Task details ▸ Return the material word for word. Do not include the pictures.

....................

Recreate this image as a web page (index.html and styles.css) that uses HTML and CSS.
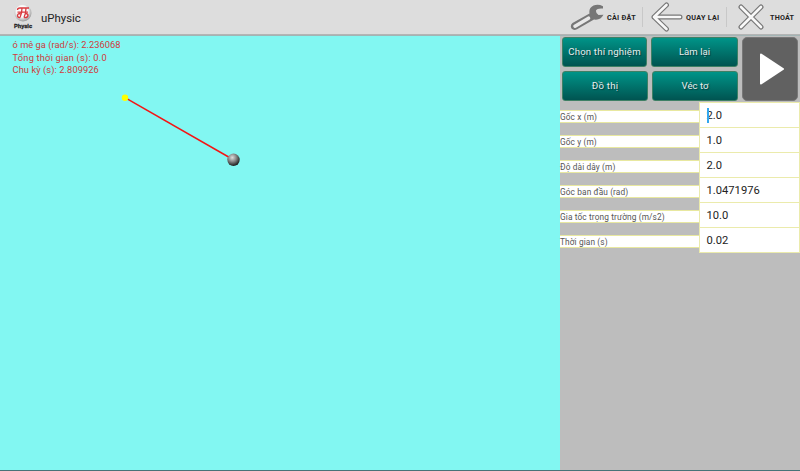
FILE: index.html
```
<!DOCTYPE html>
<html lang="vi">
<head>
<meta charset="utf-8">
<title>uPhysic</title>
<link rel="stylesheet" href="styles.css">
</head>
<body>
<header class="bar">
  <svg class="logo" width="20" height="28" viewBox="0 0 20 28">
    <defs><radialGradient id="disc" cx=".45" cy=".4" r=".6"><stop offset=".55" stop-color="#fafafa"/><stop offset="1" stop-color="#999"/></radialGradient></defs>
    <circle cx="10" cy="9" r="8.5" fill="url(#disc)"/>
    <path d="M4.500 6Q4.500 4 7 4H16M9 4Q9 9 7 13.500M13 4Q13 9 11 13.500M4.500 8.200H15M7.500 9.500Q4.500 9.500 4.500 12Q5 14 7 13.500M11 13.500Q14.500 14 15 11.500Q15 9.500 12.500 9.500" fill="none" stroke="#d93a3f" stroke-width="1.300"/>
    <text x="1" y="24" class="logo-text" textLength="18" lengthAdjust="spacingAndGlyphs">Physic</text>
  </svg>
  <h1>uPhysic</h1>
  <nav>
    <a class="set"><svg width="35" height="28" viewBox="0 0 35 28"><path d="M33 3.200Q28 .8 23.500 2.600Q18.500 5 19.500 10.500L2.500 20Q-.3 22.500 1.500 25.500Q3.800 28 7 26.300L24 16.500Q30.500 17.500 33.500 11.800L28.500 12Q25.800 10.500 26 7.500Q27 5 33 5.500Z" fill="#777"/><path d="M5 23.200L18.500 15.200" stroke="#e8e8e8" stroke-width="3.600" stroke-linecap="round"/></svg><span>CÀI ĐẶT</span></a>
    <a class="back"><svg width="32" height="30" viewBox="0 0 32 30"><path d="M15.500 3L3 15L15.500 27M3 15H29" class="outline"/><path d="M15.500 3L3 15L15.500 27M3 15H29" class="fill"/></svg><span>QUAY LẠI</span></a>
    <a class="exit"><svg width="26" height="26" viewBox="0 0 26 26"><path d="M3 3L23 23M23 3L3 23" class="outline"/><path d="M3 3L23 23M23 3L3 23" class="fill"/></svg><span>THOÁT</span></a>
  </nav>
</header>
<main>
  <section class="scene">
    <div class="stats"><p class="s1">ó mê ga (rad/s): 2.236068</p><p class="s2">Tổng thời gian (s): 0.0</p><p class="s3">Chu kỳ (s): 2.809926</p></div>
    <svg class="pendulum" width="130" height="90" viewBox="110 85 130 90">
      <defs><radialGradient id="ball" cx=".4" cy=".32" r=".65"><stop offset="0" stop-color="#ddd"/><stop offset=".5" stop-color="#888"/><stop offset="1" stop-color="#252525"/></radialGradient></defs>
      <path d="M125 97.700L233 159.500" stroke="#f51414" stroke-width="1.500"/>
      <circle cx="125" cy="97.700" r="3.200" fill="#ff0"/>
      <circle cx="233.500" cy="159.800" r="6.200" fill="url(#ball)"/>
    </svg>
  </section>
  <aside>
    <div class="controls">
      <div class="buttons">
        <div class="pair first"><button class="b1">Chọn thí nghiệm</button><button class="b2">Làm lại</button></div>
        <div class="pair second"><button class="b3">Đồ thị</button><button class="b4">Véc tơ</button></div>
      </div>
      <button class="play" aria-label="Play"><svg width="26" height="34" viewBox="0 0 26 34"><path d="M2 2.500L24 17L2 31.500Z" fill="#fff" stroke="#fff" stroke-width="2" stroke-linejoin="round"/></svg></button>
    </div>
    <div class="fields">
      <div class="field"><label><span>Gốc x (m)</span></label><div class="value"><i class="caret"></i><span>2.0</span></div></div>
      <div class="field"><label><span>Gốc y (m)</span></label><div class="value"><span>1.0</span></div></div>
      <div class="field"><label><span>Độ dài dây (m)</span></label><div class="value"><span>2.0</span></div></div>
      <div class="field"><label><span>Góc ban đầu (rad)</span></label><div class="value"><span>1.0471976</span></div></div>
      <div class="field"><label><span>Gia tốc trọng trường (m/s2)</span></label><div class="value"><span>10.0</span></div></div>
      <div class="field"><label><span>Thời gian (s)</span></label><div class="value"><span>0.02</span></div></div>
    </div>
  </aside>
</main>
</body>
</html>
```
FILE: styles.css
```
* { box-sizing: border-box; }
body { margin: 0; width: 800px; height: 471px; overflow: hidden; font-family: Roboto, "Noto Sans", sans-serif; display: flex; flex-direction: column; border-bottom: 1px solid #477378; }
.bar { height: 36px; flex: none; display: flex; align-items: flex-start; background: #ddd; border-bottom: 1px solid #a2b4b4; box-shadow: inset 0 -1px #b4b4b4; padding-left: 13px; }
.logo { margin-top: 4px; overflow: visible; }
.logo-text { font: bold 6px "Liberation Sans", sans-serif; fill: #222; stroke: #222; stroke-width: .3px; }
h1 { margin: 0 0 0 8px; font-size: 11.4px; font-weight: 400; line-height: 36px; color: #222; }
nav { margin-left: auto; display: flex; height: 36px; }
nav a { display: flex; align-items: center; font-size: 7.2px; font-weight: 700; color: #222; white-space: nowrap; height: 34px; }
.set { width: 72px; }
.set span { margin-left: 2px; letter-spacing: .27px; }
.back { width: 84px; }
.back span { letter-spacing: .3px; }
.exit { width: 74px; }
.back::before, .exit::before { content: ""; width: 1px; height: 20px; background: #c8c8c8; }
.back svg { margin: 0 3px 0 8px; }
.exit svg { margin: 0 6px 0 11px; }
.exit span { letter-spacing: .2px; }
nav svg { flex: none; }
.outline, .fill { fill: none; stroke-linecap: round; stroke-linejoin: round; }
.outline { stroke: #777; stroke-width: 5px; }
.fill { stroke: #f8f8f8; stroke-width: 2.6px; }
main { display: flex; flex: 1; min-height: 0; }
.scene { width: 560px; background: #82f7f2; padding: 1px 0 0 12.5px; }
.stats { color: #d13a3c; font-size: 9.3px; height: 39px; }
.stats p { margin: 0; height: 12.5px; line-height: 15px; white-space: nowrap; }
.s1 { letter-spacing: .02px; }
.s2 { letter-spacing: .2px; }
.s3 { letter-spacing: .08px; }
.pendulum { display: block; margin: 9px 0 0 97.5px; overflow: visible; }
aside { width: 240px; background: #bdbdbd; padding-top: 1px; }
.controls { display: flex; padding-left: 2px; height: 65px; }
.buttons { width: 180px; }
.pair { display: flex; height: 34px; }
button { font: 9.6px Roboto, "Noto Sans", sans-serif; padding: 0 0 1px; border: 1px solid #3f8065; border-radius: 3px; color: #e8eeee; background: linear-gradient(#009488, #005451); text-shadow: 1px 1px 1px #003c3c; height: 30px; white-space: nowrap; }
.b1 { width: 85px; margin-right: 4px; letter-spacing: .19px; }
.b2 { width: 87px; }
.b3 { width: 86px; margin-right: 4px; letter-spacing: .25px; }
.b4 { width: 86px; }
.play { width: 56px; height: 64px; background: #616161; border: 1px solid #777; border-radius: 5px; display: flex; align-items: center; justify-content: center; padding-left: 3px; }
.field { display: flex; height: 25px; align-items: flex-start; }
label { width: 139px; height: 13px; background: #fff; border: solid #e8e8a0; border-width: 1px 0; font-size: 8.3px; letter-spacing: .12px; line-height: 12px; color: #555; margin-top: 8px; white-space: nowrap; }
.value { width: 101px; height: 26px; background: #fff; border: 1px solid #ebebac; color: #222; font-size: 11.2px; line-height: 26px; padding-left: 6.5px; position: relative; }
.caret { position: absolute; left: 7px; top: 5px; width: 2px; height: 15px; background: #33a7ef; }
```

....................

Written response ▸
Recreate this image as a web page (index.html and styles.css) that uses HTML and CSS.
FILE: index.html
```
<!DOCTYPE html>
<html lang="vi">
<head>
<meta charset="utf-8">
<title>uPhysic</title>
<link rel="stylesheet" href="styles.css">
</head>
<body>
<header class="bar">
  <svg class="logo" width="20" height="28" viewBox="0 0 20 28">
    <defs><radialGradient id="disc" cx=".45" cy=".4" r=".6"><stop offset=".55" stop-color="#fafafa"/><stop offset="1" stop-color="#999"/></radialGradient></defs>
    <circle cx="10" cy="9" r="8.5" fill="url(#disc)"/>
    <path d="M4.500 6Q4.500 4 7 4H16M9 4Q9 9 7 13.500M13 4Q13 9 11 13.500M4.500 8.200H15M7.500 9.500Q4.500 9.500 4.500 12Q5 14 7 13.500M11 13.500Q14.500 14 15 11.500Q15 9.500 12.500 9.500" fill="none" stroke="#d93a3f" stroke-width="1.300"/>
    <text x="1" y="24" class="logo-text" textLength="18" lengthAdjust="spacingAndGlyphs">Physic</text>
  </svg>
  <h1>uPhysic</h1>
  <nav>
    <a class="set"><svg width="35" height="28" viewBox="0 0 35 28"><path d="M33 3.200Q28 .8 23.500 2.600Q18.500 5 19.500 10.500L2.500 20Q-.3 22.500 1.500 25.500Q3.800 28 7 26.300L24 16.500Q30.500 17.500 33.500 11.800L28.500 12Q25.800 10.500 26 7.500Q27 5 33 5.500Z" fill="#777"/><path d="M5 23.200L18.500 15.200" stroke="#e8e8e8" stroke-width="3.600" stroke-linecap="round"/></svg><span>CÀI ĐẶT</span></a>
    <a class="back"><svg width="32" height="30" viewBox="0 0 32 30"><path d="M15.500 3L3 15L15.500 27M3 15H29" class="outline"/><path d="M15.500 3L3 15L15.500 27M3 15H29" class="fill"/></svg><span>QUAY LẠI</span></a>
    <a class="exit"><svg width="26" height="26" viewBox="0 0 26 26"><path d="M3 3L23 23M23 3L3 23" class="outline"/><path d="M3 3L23 23M23 3L3 23" class="fill"/></svg><span>THOÁT</span></a>
  </nav>
</header>
<main>
  <section class="scene">
    <div class="stats"><p class="s1">ó mê ga (rad/s): 2.236068</p><p class="s2">Tổng thời gian (s): 0.0</p><p class="s3">Chu kỳ (s): 2.809926</p></div>
    <svg class="pendulum" width="130" height="90" viewBox="110 85 130 90">
      <defs><radialGradient id="ball" cx=".4" cy=".32" r=".65"><stop offset="0" stop-color="#ddd"/><stop offset=".5" stop-color="#888"/><stop offset="1" stop-color="#252525"/></radialGradient></defs>
      <path d="M125 97.700L233 159.500" stroke="#f51414" stroke-width="1.500"/>
      <circle cx="125" cy="97.700" r="3.200" fill="#ff0"/>
      <circle cx="233.500" cy="159.800" r="6.200" fill="url(#ball)"/>
    </svg>
  </section>
  <aside>
    <div class="controls">
      <div class="buttons">
        <div class="pair first"><button class="b1">Chọn thí nghiệm</button><button class="b2">Làm lại</button></div>
        <div class="pair second"><button class="b3">Đồ thị</button><button class="b4">Véc tơ</button></div>
      </div>
      <button class="play" aria-label="Play"><svg width="26" height="34" viewBox="0 0 26 34"><path d="M2 2.500L24 17L2 31.500Z" fill="#fff" stroke="#fff" stroke-width="2" stroke-linejoin="round"/></svg></button>
    </div>
    <div class="fields">
      <div class="field"><label><span>Gốc x (m)</span></label><div class="value"><i class="caret"></i><span>2.0</span></div></div>
      <div class="field"><label><span>Gốc y (m)</span></label><div class="value"><span>1.0</span></div></div>
      <div class="field"><label><span>Độ dài dây (m)</span></label><div class="value"><span>2.0</span></div></div>
      <div class="field"><label><span>Góc ban đầu (rad)</span></label><div class="value"><span>1.0471976</span></div></div>
      <div class="field"><label><span>Gia tốc trọng trường (m/s2)</span></label><div class="value"><span>10.0</span></div></div>
      <div class="field"><label><span>Thời gian (s)</span></label><div class="value"><span>0.02</span></div></div>
    </div>
  </aside>
</main>
</body>
</html>
```
FILE: styles.css
```
* { box-sizing: border-box; }
body { margin: 0; width: 800px; height: 471px; overflow: hidden; font-family: Roboto, "Noto Sans", sans-serif; display: flex; flex-direction: column; border-bottom: 1px solid #477378; }
.bar { height: 36px; flex: none; display: flex; align-items: flex-start; background: #ddd; border-bottom: 1px solid #a2b4b4; box-shadow: inset 0 -1px #b4b4b4; padding-left: 13px; }
.logo { margin-top: 4px; overflow: visible; }
.logo-text { font: bold 6px "Liberation Sans", sans-serif; fill: #222; stroke: #222; stroke-width: .3px; }
h1 { margin: 0 0 0 8px; font-size: 11.4px; font-weight: 400; line-height: 36px; color: #222; }
nav { margin-left: auto; display: flex; height: 36px; }
nav a { display: flex; align-items: center; font-size: 7.2px; font-weight: 700; color: #222; white-space: nowrap; height: 34px; }
.set { width: 72px; }
.set span { margin-left: 2px; letter-spacing: .27px; }
.back { width: 84px; }
.back span { letter-spacing: .3px; }
.exit { width: 74px; }
.back::before, .exit::before { content: ""; width: 1px; height: 20px; background: #c8c8c8; }
.back svg { margin: 0 3px 0 8px; }
.exit svg { margin: 0 6px 0 11px; }
.exit span { letter-spacing: .2px; }
nav svg { flex: none; }
.outline, .fill { fill: none; stroke-linecap: round; stroke-linejoin: round; }
.outline { stroke: #777; stroke-width: 5px; }
.fill { stroke: #f8f8f8; stroke-width: 2.6px; }
main { display: flex; flex: 1; min-height: 0; }
.scene { width: 560px; background: #82f7f2; padding: 1px 0 0 12.5px; }
.stats { color: #d13a3c; font-size: 9.3px; height: 39px; }
.stats p { margin: 0; height: 12.5px; line-height: 15px; white-space: nowrap; }
.s1 { letter-spacing: .02px; }
.s2 { letter-spacing: .2px; }
.s3 { letter-spacing: .08px; }
.pendulum { display: block; margin: 9px 0 0 97.5px; overflow: visible; }
aside { width: 240px; background: #bdbdbd; padding-top: 1px; }
.controls { display: flex; padding-left: 2px; height: 65px; }
.buttons { width: 180px; }
.pair { display: flex; height: 34px; }
button { font: 9.6px Roboto, "Noto Sans", sans-serif; padding: 0 0 1px; border: 1px solid #3f8065; border-radius: 3px; color: #e8eeee; background: linear-gradient(#009488, #005451); text-shadow: 1px 1px 1px #003c3c; height: 30px; white-space: nowrap; }
.b1 { width: 85px; margin-right: 4px; letter-spacing: .19px; }
.b2 { width: 87px; }
.b3 { width: 86px; margin-right: 4px; letter-spacing: .25px; }
.b4 { width: 86px; }
.play { width: 56px; height: 64px; background: #616161; border: 1px solid #777; border-radius: 5px; display: flex; align-items: center; justify-content: center; padding-left: 3px; }
.field { display: flex; height: 25px; align-items: flex-start; }
label { width: 139px; height: 13px; background: #fff; border: solid #e8e8a0; border-width: 1px 0; font-size: 8.3px; letter-spacing: .12px; line-height: 12px; color: #555; margin-top: 8px; white-space: nowrap; }
.value { width: 101px; height: 26px; background: #fff; border: 1px solid #ebebac; color: #222; font-size: 11.2px; line-height: 26px; padding-left: 6.5px; position: relative; }
.caret { position: absolute; left: 7px; top: 5px; width: 2px; height: 15px; background: #33a7ef; }
```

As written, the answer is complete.